JR北海道で今月7日、上野行きの寝台特急「北斗星」の回送列車を札幌駅へ移動させようとした男性運転士(32)が、自動列車停止装置(ATS)を誤作動させ、そのミスを隠すためにATSのスイッチをハンマーで壊していたことが、JR北海道への取材でわかった。(9/17付 読売新聞)
 このニュースの異常さは尋常ではない。思い出すのが、2005年に起きた福知山線の脱線転覆事故である。死亡した運転手が、遅れを回復するために、制限速度を大幅に超えた状態で急カーブに突入したと云われている。その背景には遅れれば上司から叱責され、場合によっては乗務禁止や停止、日勤教育という過酷な研修を受けさせられる実態が報じられた。今回の北斗星機関士も叱責・ペナルティの恐怖からパニックに陥り、あのような異常行動を取ったのではないか。これだけ事故が続くのは多くの社員が国鉄マンとしてのプライドを失い、過ストレス状態で勤務し、保身しか考えが及ばない精神構造になっているのが要因ではないか。プライド高き鉄道マンは既に過去のものなのかもしれない。
 JR北海道の一連の不祥事は国鉄分割民営化から始まった根深いものだ。
 
 JR北の鉄道路線計約2500キロのうち、半分の約1170キロがローカル線の「地方交通線」だ。幹線も人口密度の低い地域を走っており、大半が不採算の赤字路線とされる。

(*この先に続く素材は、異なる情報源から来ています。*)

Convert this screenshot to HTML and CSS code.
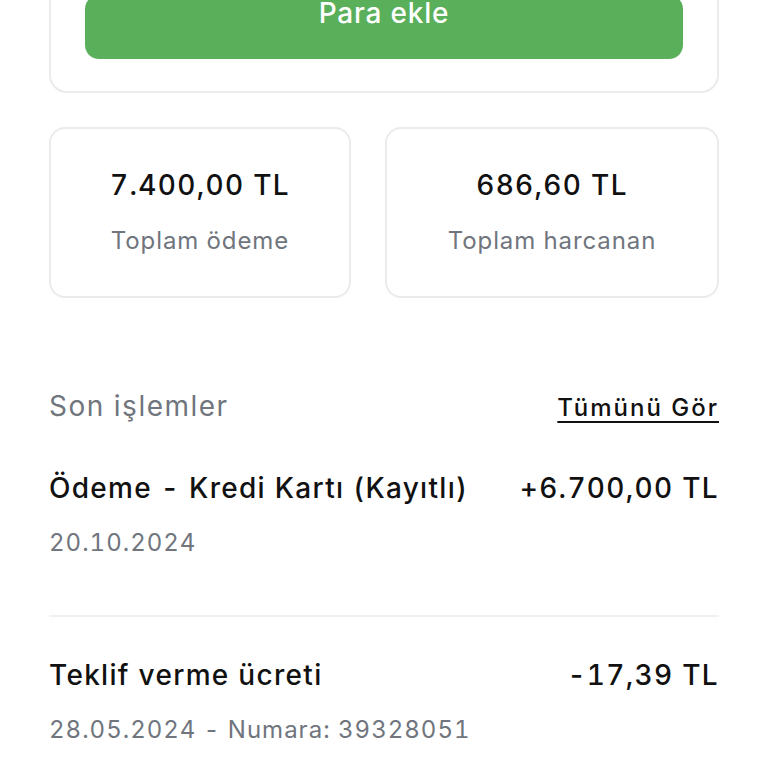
FILE: index.html
```html
<!DOCTYPE html>
<html lang="tr">
<head>
    <meta charset="UTF-8">
    <meta name="viewport" content="width=device-width, initial-scale=1.0">
    <title>Cüzdan</title>
    <link rel="stylesheet" href="styles.css">
</head>
<body>
    <main class="wallet">
        <section class="balance-card">
            <button class="add-btn">Para ekle</button>
        </section>

        <section class="stats">
            <div class="stat-card">
                <div class="stat-value">7.400,00 TL</div>
                <div class="stat-label">Toplam ödeme</div>
            </div>
            <div class="stat-card">
                <div class="stat-value">686,60 TL</div>
                <div class="stat-label">Toplam harcanan</div>
            </div>
        </section>

        <section class="transactions">
            <div class="tx-header">
                <h2>Son işlemler</h2>
                <a href="#" class="see-all">Tümünü Gör</a>
            </div>
            <div class="tx-row">
                <div class="tx-top">
                    <span class="tx-title">Ödeme - Kredi Kartı (Kayıtlı)</span>
                    <span class="tx-amount">+6.700,00 TL</span>
                </div>
                <div class="tx-meta">20.10.2024</div>
            </div>
            <div class="tx-row">
                <div class="tx-top">
                    <span class="tx-title">Teklif verme ücreti</span>
                    <span class="tx-amount">-17,39 TL</span>
                </div>
                <div class="tx-meta">28.05.2024 - Numara: 39328051</div>
            </div>
        </section>
    </main>
</body>
</html>
```

FILE: styles.css
```css
body {
    margin: 0;
    font-family: Inter, "Noto Sans", sans-serif;
    font-variant-numeric: tabular-nums;
    letter-spacing: 1.3px;
    background-color: #ffffff;
    color: #111111;
    overflow: hidden;
}
.wallet {
    padding: 0 49px;
}
.balance-card {
    margin-top: -39px;
    padding: 32px 34px;
    border: 2px solid #ebebeb;
    border-radius: 18px;
}
.add-btn {
    display: block;
    width: 100%;
    height: 64px;
    border: none;
    border-radius: 14px;
    background-color: #5aaf5a;
    color: #ffffff;
    font-family: inherit;
    font-size: 28px;
    font-weight: 500;
    letter-spacing: 0.8px;
    padding: 0 0 28px;
}
.stats {
    display: grid;
    grid-template-columns: 302px 1fr;
    gap: 34px;
    margin-top: 34px;
}
.stat-card {
    height: 171px;
    box-sizing: border-box;
    border: 2px solid #ebebeb;
    border-radius: 16px;
    display: flex;
    flex-direction: column;
    align-items: center;
    justify-content: center;
    gap: 22px;
}
.stat-value {
    font-size: 28px;
    font-weight: 500;
    line-height: 36px;
    margin-top: -2px;
}
.stat-label {
    font-size: 24px;
    line-height: 32px;
    letter-spacing: 0.9px;
    color: #70757e;
}
.transactions {
    margin-top: 88px;
}
.tx-header {
    display: flex;
    justify-content: space-between;
    align-items: baseline;
    margin-bottom: 4px;
}
.tx-header h2 {
    margin: 0;
    font-size: 28px;
    font-weight: 400;
    line-height: 40px;
    letter-spacing: 1.5px;
    color: #70757e;
}
.see-all {
    font-size: 24px;
    font-weight: 500;
    letter-spacing: 2px;
    color: #111111;
    text-decoration: underline;
    text-decoration-thickness: 2px;
    text-underline-offset: 5px;
}
.tx-row {
    padding: 38px 0 55px;
    border-bottom: 2px solid #f0f0f0;
}
.tx-top {
    display: flex;
    justify-content: space-between;
    font-size: 28px;
    font-weight: 500;
    line-height: 40px;
}
.tx-meta {
    margin-top: 18px;
    font-size: 24px;
    line-height: 34px;
    letter-spacing: 1px;
    color: #70757e;
}
```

 「北海道の厳しい自然環境に対応するため、レールの保守にはかなりの手間がかかるが、赤字経営のJR北では限られた予算、人員で対応してきた」。こう語るのは、鉄道の安全性を研究している日大生産工学部の綱島均教授(54)=機械工学=だ。JRの構造的な問題は、ほかにもある。鉄道アナリストの川島令三(りょうぞう)氏(63)は「国鉄末期に採用を抑制し民営化後も人員を整理した結果、世代間の断絶が生じ、技術の伝承もできていない」と指摘する。
 
 旧国鉄の保線区長やJR貨物の保全部長を歴任した北海学園大工学部の上浦正樹教授(63)=鉄道工学=は、「レールの保守に携わる人間は基準値を超えることが恐ろしく、早く直さなければいけないという気持ちになる。列車の運転を取りやめて補修するのが保線区の使命だ」と語る。脱線現場の枕木は、レール幅が広がりやすい木製だったが、レールを固定するくぎを打ち直せば比較的容易に補修できたとされる。 脱線現場は列車の待避や追い越しなどに使われる「副本線」。異常を放置していた担当者は「本線より優先順位が後という意識があった」と話したというが、異常箇所は、特急列車が高速で通過する「本線」にも及び、北海道内全域に広がった。上浦教授によると、レールの異常が分かる「軌道検測チャート図」というデータが保線区から本社に報告される仕組みになっており、「本社も数値を見ればすぐに『これはまずい』と気付いたはず」だという。
 現場の保線区だけでなく、会社組織全体の問題が問われている事態に、上浦教授は「鉄道マンとしての安全意識が希薄としか思えない」と批判した。

 同社によると、レールの異常は宗谷線や函館線などの本線で49カ所、駅構内などですれ違ったり一時退避したりする「副本線」で48カ所の合計97カ所見つかった。
 同社の野島誠社長は22日の記者会見で、レールの異常が放置された理由を「検査情報の整理と修繕計画の連携ができておらず、補修を先延ばしして失念してしまった」と述べた。

 
 旧国鉄の中でも、北海道のJRは特異であった。北海道では私鉄がなく競争相手がない。JR北海道は線路などの設備の近代化が進んでいなかったうえに、必要な設備投資を怠って電化が遅れ、整備に手間がかかるディーゼルエンジンの車両が多くなっている。これに加えて1987年の分割民営化後の採用抑制が世代の断絶を招き、技術の伝承を阻害した。そのためJR北海道の社員は40歳代の労働者が極端に少ない、いびつな世代構成になっている。分割民営化当時1万4千人いた社員は、現在7100人とほぼ半減。その一方で特急列車の運転数は民営化当初の約2倍になった。 整備や点検、修理のすべてを職員が行っていた国鉄時代と違い、下請け会社にまかせる外注化も進んでいる。
 
 これだけ事故が多いということは、組織的な問題があるとしか思えない。仕事に誇りが持てず、毎日の重労働にうんざりし、しかも鉄道部門は未来永劫赤字である。士気が上がらない、将来に希望が持てない・・・・そんな職場環境が安全をなおざりにする風土を生む。赤字路線を廃止してバスを走らせるしか抜本的解決はないと思う。赤字路線を維持する体力はもう残っていないように見える。
 
 そして思い出すのは東電である。世界から批判され、住民に罵倒され、政府から責められる。福島に勤務している東電社員も同じような精神構造になっても不思議ではない。
硬直した組織に自浄作用はない。JR北海道も東電も国の管理下に置いて解体し、一から出直すしかないのではないだろうか。JALのように黒字化した時点で、再度、民営化すればよいではないか。